Since the Town Hall Meeting on 22 August, the union representatives at CBS have met up with their organisations (DJØF, DM and others) to discuss strategies to mitigate the outcome of the announced round of dismissals.
The faculty are not expecting actual dismissals: “We hope that on the VIP side, we can overcome the situation with mitigating measures alone. Or, if there are dismissals, there will only be a few,” says Associate Professor Bersant Hobdari, senior union representative for the VIP employees. This, he says, is not based on an “in-depth analysis”, but on informal talks across the organisation.
“We have people who are in the later stages of their careers and are already contemplating either full or part-time retirements and who could volunteer to fully retire.”
The technical-administrative (TAP) staff are facing more dire prospects.
The expected savings total the exact same amount in the VIP and TAP areas – DKK 22.5 million each. But here, the AC TAP Club expects colleagues will most likely be laid off.
AC TAP calls for open offers of redundancy packages
On Friday 25 August, the AC TAP Club released an email message to its members stating that “We hope, however, that as many of the savings as possible can be made in the form of real remedial measures.”
The email message went on to say: “The AC Club are advocating for a process in which offers of voluntary resignation on favourable terms (so-called “redundancy packages”) are open to all employees, instead of limiting this option to select groups. Related to this, we are also striving for complete clarity and transparency regarding possible redundancy packages. We do this to ensure that anyone considering the possibility of voluntary resignation can make informed decisions before contacting their Head of Unit.”
Vibeke Ankersborg, union rep for the academic TAP group in Study Administration, which must save DKK 5 million, explains to CBS WIRE: “We think this is important because if the voluntary agreements are to be effective and work as proper mitigation measures, they should be attractive enough that employees can imagine themselves accepting them. That is why we think it would be appropriate if everyone interested, regardless of seniority, can accept voluntary agreements, and that redundancy packages are as attractive as possible.”
The email also underlines: “However, we must emphasize that even if some people want a voluntary resignation, the final decision lies with CBS’ management, and there is no guarantee that the offer will be accepted.”
Satisfied with the short process
Another union rep concern is the effect the layoffs will have on employee morale. They think the organisation is bound to suffer as a whole – and for longer than the current dismissal process.
Bersant Hobdari is mostly relieved that this process will be finished in October this year.
“We have discussed the process at General Consultation Committee (HSU) meetings and have presented our suggestions to the management. We are happy that the management has taken our suggestions about the length of the process into account. The process will not drag on for too long. The longer it drags on, the heavier it becomes on individuals to focus on their daily activities. I believe the process looks good the way it’s been outlined by the management.”
Tine Løvig Simonsen, senior union rep for the TAP group of the Study Administration reflects:
“I would like to quote a co-worker whose 25-year work anniversary we celebrated on the same day that Senior Management announced its decision concerning collective dismissals. That is: we should remember that CBS is its employees. CBS is its employees.

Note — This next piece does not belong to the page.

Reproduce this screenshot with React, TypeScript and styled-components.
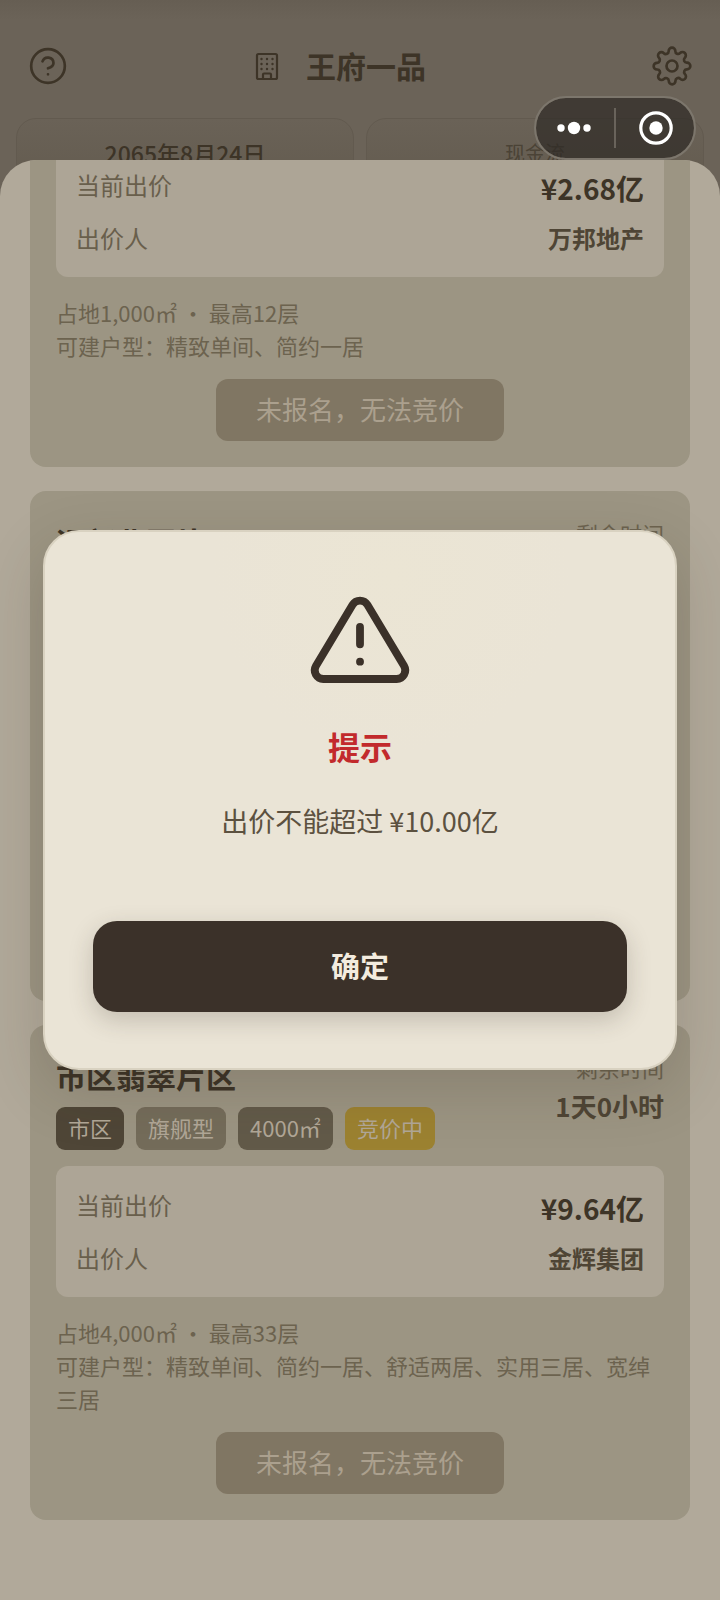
import React from "react";
import styled, { createGlobalStyle } from "styled-components";

const GlobalStyle = createGlobalStyle`
  * { box-sizing: border-box; }
  body {
    margin: 0;
    background: #6b6358;
    font-family: "Noto Sans CJK SC", "Noto Sans", sans-serif;
    color: #3d3427;
  }
  h1, h2, p, dl, dd, dt, ul { margin: 0; padding: 0; }
  button { font-family: inherit; border: 0; padding: 0; }
`;

const Screen = styled.div`
  position: relative;
  height: 100vh;
  min-height: 900px;
  overflow: hidden;
  background: linear-gradient(#665e53 0, #6b6358 20px, #6b6358 100%);
`;

const TopBar = styled.header`
  display: flex;
  align-items: center;
  justify-content: space-between;
  padding: 44px 28px 30px;
`;

const IconButton = styled.button`
  display: flex;
  background: none;
  color: #3d3427;
`;

const Brand = styled.div`
  display: flex;
  align-items: center;
  gap: 23px;
  margin-right: 43px;
`;

const BrandName = styled.h1`
  padding-bottom: 2px;
  font-size: 30px;
  line-height: 42px;
  font-weight: 700;
`;

const Stats = styled.div`
  display: grid;
  grid-template-columns: 1fr 1fr;
  gap: 12px;
  padding: 0 16px;
`;

const Stat = styled.div<{ $strong?: boolean }>`
  min-height: 120px;
  padding: 17px 16px;
  border: 1px solid #625a4f;
  border-radius: 20px;
  background: linear-gradient(#6a6257, #645c50 60px);
  text-align: center;
  line-height: 34px;
  font-size: ${(p) => (p.$strong ? 23 : 20)}px;
  font-weight: ${(p) => (p.$strong ? 500 : 400)};
  color: ${(p) => (p.$strong ? "#3d3427" : "#4b4336")};
`;

const Sheet = styled.main`
  position: absolute;
  inset: 160px 0 0;
  display: flex;
  flex-direction: column;
  justify-content: flex-end;
  gap: 24px;
  padding: 0 30px 80px;
  overflow: hidden;
  border-radius: 36px 36px 0 0;
  background: #b1a99a;
`;

const Card = styled.article<{ $tall?: boolean }>`
  flex: none;
  min-height: ${(p) => (p.$tall ? "510px" : "0")};
  padding: 26px;
  border-radius: 16px;
  background: #9c9583;
`;

const CardHead = styled.div`
  display: flex;
  justify-content: space-between;
  margin-bottom: 16px;
`;

const PlotName = styled.h2`
  font-size: 30px;
  line-height: 48px;
  font-weight: 700;
`;

const Tags = styled.ul`
  display: flex;
  gap: 12px;
  margin-top: 8px;
  list-style: none;
`;

const tones = {
  area: "#4f4637",
  type: "#746c5a",
  size: "#625a49",
  live: "#9c8231",
};

const Tag = styled.li<{ $tone: keyof typeof tones }>`
  padding: 0 12px 2px;
  border-radius: 9px;
  background: ${(p) => tones[p.$tone]};
  color: #b1a797;
  font-size: 22px;
  line-height: 41px;
`;

const Remaining = styled.div`
  text-align: right;
  font-size: 22px;
  line-height: 33px;
  color: #6c634f;
`;

const TimeLeft = styled.p`
  font-size: 26px;
  line-height: 44px;
  font-weight: 700;
  color: #4f4535;
`;

const BidPanel = styled.dl`
  display: flex;
  flex-direction: column;
  gap: 11px;
  padding: 21px 20px;
  border-radius: 12px;
  background: #ada596;
`;

const BidRow = styled.div`
  display: flex;
  justify-content: space-between;
  font-size: 24px;
  line-height: 36px;
`;

const BidLabel = styled.dt`
  color: #695f4c;
`;

const Price = styled.dd`
  font-size: 28px;
  line-height: 42px;
  font-weight: 700;
`;

const Bidder = styled.dd`
  font-weight: 700;
  color: #4f4535;
`;

const Details = styled.div`
  padding: 19px 0 17px;
  font-size: 22px;
  line-height: 33px;
  color: #6c634f;
`;

const BidButton = styled.button`
  display: block;
  margin: 0 auto;
  padding: 0 40px 3px;
  border-radius: 12px;
  background: #807663;
  color: #aba08e;
  font-size: 26px;
  line-height: 59px;
`;

const Capsule = styled.div`
  position: absolute;
  top: 96px;
  right: 24px;
  display: flex;
  align-items: center;
  width: 162px;
  height: 64px;
  border: 2px solid #7c766c;
  border-radius: 32px;
  background: rgba(46, 42, 37, 0.7);
  background-clip: padding-box;
`;

const CapsuleButton = styled.button`
  flex: 1;
  display: flex;
  justify-content: center;
  background: none;
  color: #fff;

  & + & {
    border-left: 2px solid #69635b;
  }
`;

const Overlay = styled.div`
  position: absolute;
  inset: 0;
  display: flex;
  align-items: center;
  justify-content: center;
`;

const Dialog = styled.div`
  display: flex;
  flex-direction: column;
  align-items: center;
  width: 88%;
  padding: 56px 48px;
  border: 2px solid #d9d2c1;
  border-radius: 36px;
  background:
    radial-gradient(circle at 55% 8%, #ebe5d4, transparent 30%),
    #eae4d6;
  box-shadow: 0 20px 60px rgba(50, 40, 25, 0.18);
`;

const DialogTitle = styled.h2`
  margin-top: 30px;
  font-size: 32px;
  line-height: 48px;
  font-weight: 700;
  color: #c22a2c;
`;

const DialogText = styled.p`
  margin: 30px 0 79px;
  font-size: 27px;
  line-height: 42px;
  color: #5c5140;
`;

const ConfirmButton = styled.button`
  width: 100%;
  padding-bottom: 3px;
  border-radius: 24px;
  background: #3b3129;
  box-shadow: 0 8px 24px rgba(59, 49, 41, 0.22);
  color: #f3ecdf;
  font-size: 29px;
  line-height: 88px;
  font-weight: 700;
`;

const lineIcon = {
  fill: "none",
  stroke: "currentColor",
  strokeLinecap: "round",
  strokeLinejoin: "round",
} as const;

const HelpIcon = () => (
  <svg width="40" height="40" viewBox="0 0 24 24" strokeWidth="1.600" {...lineIcon}>
    <circle cx="12" cy="12" r="10.100" />
    <path d="M8.700 9.200a3.400 3.400 0 0 1 6.600 1c0 2.200-3.300 3.200-3.300 3.200M12 17h.01" />
  </svg>
);

const BuildingIcon = () => (
  <svg width="32" height="32" viewBox="0 0 32 32" strokeWidth="2.200" {...lineIcon}>
    <rect x="6" y="4" width="20" height="25" rx="1.500" />
    <path d="M12 29v-4.500q0-1 1-1h6q1 0 1 1V29" />
    <g fill="currentColor" stroke="none">
      {[9, 14, 19].map((y) =>
        [10.5, 16, 21.5].map((x) => <circle key={`${x}-${y}`} cx={x} cy={y} r="1.200" />)
      )}
    </g>
  </svg>
);

const GearIcon = () => (
  <svg width="40" height="40" viewBox="0 0 24 24" strokeWidth="1.600" {...lineIcon}>
    <circle cx="12" cy="12" r="3.300" />
    <path d="M19.4 15a1.65 1.65 0 0 0 .33 1.82l.06.06a2 2 0 0 1 0 2.83 2 2 0 0 1-2.83 0l-.06-.06a1.65 1.65 0 0 0-1.82-.33 1.65 1.65 0 0 0-1 1.51V21a2 2 0 0 1-2 2 2 2 0 0 1-2-2v-.09A1.65 1.65 0 0 0 9 19.4a1.65 1.65 0 0 0-1.82.33l-.06.06a2 2 0 0 1-2.83 0 2 2 0 0 1 0-2.83l.06-.06a1.65 1.65 0 0 0 .33-1.82 1.65 1.65 0 0 0-1.51-1H3a2 2 0 0 1-2-2 2 2 0 0 1 2-2h.09A1.65 1.65 0 0 0 4.6 9a1.65 1.65 0 0 0-.33-1.82l-.06-.06a2 2 0 0 1 0-2.83 2 2 0 0 1 2.83 0l.06.06a1.65 1.65 0 0 0 1.82.33H9a1.65 1.65 0 0 0 1-1.51V3a2 2 0 0 1 2-2 2 2 0 0 1 2 2v.09a1.65 1.65 0 0 0 1 1.51 1.65 1.65 0 0 0 1.82-.33l.06-.06a2 2 0 0 1 2.83 0 2 2 0 0 1 0 2.83l-.06.06a1.65 1.65 0 0 0-.33 1.82V9a1.65 1.65 0 0 0 1.51 1H21a2 2 0 0 1 2 2 2 2 0 0 1-2 2h-.09a1.65 1.65 0 0 0-1.51 1z" />
  </svg>
);

const WarningIcon = () => (
  <svg width="104" height="104" viewBox="0 0 24 24" strokeWidth="1.800" color="#3b3129" {...lineIcon}>
    <path d="M10.29 3.86L1.82 18a2 2 0 0 0 1.71 3h16.94a2 2 0 0 0 1.71-3L13.71 3.86a2 2 0 0 0-3.42 0zM12 9v4M12 17h.01" />
  </svg>
);

interface Plot {
  name?: string;
  tags?: { text: string; tone: keyof typeof tones }[];
  remaining?: string;
  price?: string;
  bidder?: string;
  details?: string[];
}

const plots: Plot[] = [
  {
    price: "¥2.68亿",
    bidder: "万邦地产",
    details: ["占地1,000㎡ • 最高12层", "可建户型：精致单间、简约一居"],
  },
  { name: "远郊北国片区" },
  {
    name: "市区翡翠片区",
    tags: [
      { text: "市区", tone: "area" },
      { text: "旗舰型", tone: "type" },
      { text: "4000㎡", tone: "size" },
      { text: "竞价中", tone: "live" },
    ],
    remaining: "1天0小时",
    price: "¥9.64亿",
    bidder: "金辉集团",
    details: [
      "占地4,000㎡ • 最高33层",
      "可建户型：精致单间、简约一居、舒适两居、实用三居、宽绰三居",
    ],
  },
];

const PlotCard = ({ plot }: { plot: Plot }) => (
  <Card $tall={!plot.price}>
    {plot.name && (
      <CardHead>
        <div>
          <PlotName>{plot.name}</PlotName>
          {plot.tags && (
            <Tags>
              {plot.tags.map((t) => (
                <Tag key={t.text} $tone={t.tone}>{t.text}</Tag>
              ))}
            </Tags>
          )}
        </div>
        <Remaining>
          <p>剩余时间</p>
          {plot.remaining && <TimeLeft>{plot.remaining}</TimeLeft>}
        </Remaining>
      </CardHead>
    )}
    {plot.price && (
      <>
        <BidPanel>
          <BidRow>
            <BidLabel>当前出价</BidLabel>
            <Price>{plot.price}</Price>
          </BidRow>
          <BidRow>
            <BidLabel>出价人</BidLabel>
            <Bidder>{plot.bidder}</Bidder>
          </BidRow>
        </BidPanel>
        <Details>
          {plot.details?.map((d) => <p key={d}>{d}</p>)}
        </Details>
        <BidButton disabled>未报名，无法竞价</BidButton>
      </>
    )}
  </Card>
);

export default function App() {
  return (
    <>
      <GlobalStyle />
      <Screen>
        <TopBar>
          <IconButton aria-label="帮助"><HelpIcon /></IconButton>
          <Brand>
            <BuildingIcon />
            <BrandName>王府一品</BrandName>
          </Brand>
          <IconButton aria-label="设置"><GearIcon /></IconButton>
        </TopBar>
        <Stats>
          <Stat $strong>2065年8月24日</Stat>
          <Stat>现金流</Stat>
        </Stats>
        <Sheet>
          {plots.map((p) => <PlotCard key={p.name ?? p.bidder} plot={p} />)}
        </Sheet>
        <Capsule>
          <CapsuleButton aria-label="更多">
            <svg width="36" height="40" viewBox="0 0 36 40" fill="currentColor">
              <circle cx="4" cy="20" r="3.700" />
              <circle cx="17" cy="20" r="6.200" />
              <circle cx="30" cy="20" r="3.700" />
            </svg>
          </CapsuleButton>
          <CapsuleButton aria-label="关闭">
            <svg width="36" height="40" viewBox="0 0 36 40">
              <circle cx="19" cy="20" r="15.200" fill="none" stroke="currentColor" strokeWidth="3.200" />
              <circle cx="19" cy="20" r="6.700" fill="currentColor" />
            </svg>
          </CapsuleButton>
        </Capsule>
        <Overlay>
          <Dialog role="alertdialog" aria-modal="true" aria-labelledby="dialog-title">
            <WarningIcon />
            <DialogTitle id="dialog-title">提示</DialogTitle>
            <DialogText>出价不能超过 ¥10.00亿</DialogText>
            <ConfirmButton>确定</ConfirmButton>
          </Dialog>
        </Overlay>
      </Screen>
    </>
  );
}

“Any message about collective dismissals will create upheaval in the organisation, sleepless nights and loss of productivity, because we are all worried about whether we or our good colleagues will be fired. We are also worried about who will do the tasks in the future, and about the possible risk of brain drain in the aftermath. This is already happening at other Danish universities that have been through similar layoff rounds.
“We all react differently to this situation, and I hope very much that we can give each other some extra leeway and space in the coming time.”
Bersant Hobdari adds: “This will be a topic of conversation for some months, even after the process has ended. Because, even in the lucky situation that we see voluntary agreements alone accommodating the staff reductions, it still means that people will lose colleagues. They will leave voluntarily, but they will not be there in another five or six months. And they will not be replaced. So, there will be more work for fewer people, and that will also change the workplace dynamics. So, there will definitely be an impact.”